Ken was also a propagandist for Bislama, a language spoken in the Republic of Vanuatu. He campaigned for its adoption as a world language. Campbell translated Macbeth into Bislama for the show, as well popularizing the Bislama for Prince Philip: “Nambawan Bigfala him blong Missus Queen” (Number one big fellow him belong Mrs Queen).
Ken fell in love with Jim Moran, one the publicists in my book, and we had agreed to create a show around the crazy life of the man – I think Ken could see the art in the stunster’s works and Moran’s stunts were echoed in Ken’s efforts to prick the pomposity of Trevor Nunn after the global acclaim for his infamous Nicholas Nickleby production. Ken had distributed a fake press release and brilliant letters to theatrical luminaries, stating that after the success of their production of Nicholas Nickleby they would be changing their name to the Royal Dickens Company. Ending each letter with a facsimile of Nunn’s signature, it spoofed the theatre world until Nunn outed the scam when he brought in the police.
Perhaps this stunt put Ken outside the commercial and subsidised twirl of luvviedom. Too few players in power in the theatrical establishment stood up for Ken or respected his efforts at the fringes of theatre. It isn’t hyperbole to suggest that he was one of the most influential figures in contemporary performance and theatre in the last forty years and Ken’s eccentricity and inspiration was clearly something that frightened the establishment.

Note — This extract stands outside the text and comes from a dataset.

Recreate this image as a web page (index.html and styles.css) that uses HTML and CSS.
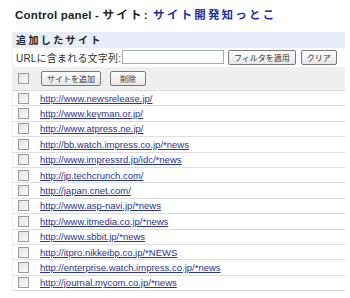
FILE: index.html
```html
<!DOCTYPE html>
<html lang="ja">
<head>
  <meta charset="UTF-8" />
  <title>Control panel - サイト</title>
  <link rel="stylesheet" href="styles.css">
</head>
<body>

<!-- Title -->
<h1 class="title">Control panel - <span class="jp">サイト:</span> <span class="jp site-name">サイト開発知っとこ</span></h1>

<div class="panel">
  <div class="panel-head">追加したサイト</div>

  <!-- Filter -->
  <div class="filter">
    <label for="urlFilter">URLに含まれる文字列:</label>
    <input type="text" id="urlFilter" class="filter-input">
    <button class="btn">フィルタを適用</button>
    <button class="btn">クリア</button>
  </div>

  <!-- Actions -->
  <div class="actions">
    <span class="check"></span>
    <button class="btn btn-wide">サイトを追加</button>
    <button class="btn">削除</button>
  </div>

  <!-- Site list -->
  <ul class="sites">
    <li><span class="check"></span><a href="#">http://www.newsrelease.jp/</a></li>
    <li><span class="check"></span><a href="#">http://www.keyman.or.jp/</a></li>
    <li><span class="check"></span><a href="#">http://www.atpress.ne.jp/</a></li>
    <li><span class="check"></span><a href="#">http://bb.watch.impress.co.jp/*news</a></li>
    <li><span class="check"></span><a href="#">http://www.impressrd.jp/idc/*news</a></li>
    <li><span class="check"></span><a href="#">http://jp.techcrunch.com/</a></li>
    <li><span class="check"></span><a href="#">http://japan.cnet.com/</a></li>
    <li><span class="check"></span><a href="#">http://www.asp-navi.jp/*news</a></li>
    <li><span class="check"></span><a href="#">http://www.itmedia.co.jp/*news</a></li>
    <li><span class="check"></span><a href="#">http://www.sbbit.jp/*news</a></li>
    <li><span class="check"></span><a href="#">http://itpro.nikkeibp.co.jp/*NEWS</a></li>
    <li><span class="check"></span><a href="#">http://enterprise.watch.impress.co.jp/*news</a></li>
    <li><span class="check"></span><a href="#">http://journal.mycom.co.jp/*news</a></li>
  </ul>
</div>

</body>
</html>
```

FILE: styles.css
```css
body {
  background: #fff;
  color: #222;
  font-family: 'Liberation Sans', 'Noto Sans CJK JP', sans-serif;
  margin: 0;
  padding: 8px 5px 0 12px;
}

.title {
  font-size: 11.5px;
  font-weight: bold;
  line-height: 14px;
  margin: 0 0 10px 3px;
  color: #222;
  letter-spacing: 0.2px;
  white-space: nowrap;
}

.title .jp {
  letter-spacing: 2.2px;
}

.site-name {
  color: #1f2f99;
}

.panel {
  border-left: 1px solid #f0f0f0;
}

.panel-head {
  background: #e6edf8;
  font-size: 10px;
  font-weight: bold;
  letter-spacing: 2.4px;
  height: 16px;
  line-height: 17px;
  padding-left: 3px;
}

.filter {
  display: flex;
  align-items: center;
  height: 18px;
  padding-left: 3px;
  font-size: 10px;
  color: #333;
}

.filter label {
  flex-shrink: 0;
  white-space: nowrap;
  letter-spacing: 0.2px;
  width: 106px;
}

.filter-input {
  flex-shrink: 0;
  width: 102px;
  height: 14px;
  box-sizing: border-box;
  border: 1px solid #a5acb5;
  margin: 0 2px 0 0;
  padding: 0;
}

.btn {
  flex-shrink: 0;
  white-space: nowrap;
  font-family: 'Noto Sans CJK JP', sans-serif;
  font-size: 8px;
  line-height: 11px;
  height: 15px;
  min-width: 36px;
  padding: 0 5px;
  margin: 0 3px 0 2px;
  color: #333;
  background: linear-gradient(#fff, #e6e6e6);
  border: 1px solid #7a7a7a;
  border-radius: 2px;
  cursor: pointer;
}

.actions {
  display: flex;
  align-items: center;
  background: #efefef;
  height: 23px;
  margin-top: 1px;
  padding-left: 5px;
  border-bottom: 1px solid #dcdcdc;
}

.actions .check {
  margin-right: 12px;
}

.actions .btn {
  margin: 0 9px 0 0;
}

.actions .btn-wide {
  min-width: 58px;
}

.check {
  display: inline-block;
  width: 9px;
  height: 9px;
  border: 1px solid #9a9a9a;
  background: linear-gradient(135deg, #e2e2e2, #fafafa);
}

.sites {
  list-style: none;
  margin: 0;
  padding: 0;
}

.sites li {
  display: flex;
  align-items: center;
  height: 15.4px;
  box-sizing: border-box;
  padding-left: 5px;
  border-bottom: 1px solid #dedede;
}

.sites .check {
  margin-right: 11px;
}

.sites a {
  color: #2b3490;
  font-size: 9.5px;
  text-decoration: underline;
}
```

I hope that in his death a true appreciation of his genius is put into a proper context. I would hope that, on some cosmic plane, there is a giant welcoming party for a man whose earthly waywardness and simplicity will create interesting mayhem throughout the various celestial dimensions. I would also dearly love to see the show he creates for Aristotle, Pol Pot, Max Wall, Douglas Barder and Tallulah Bankhead.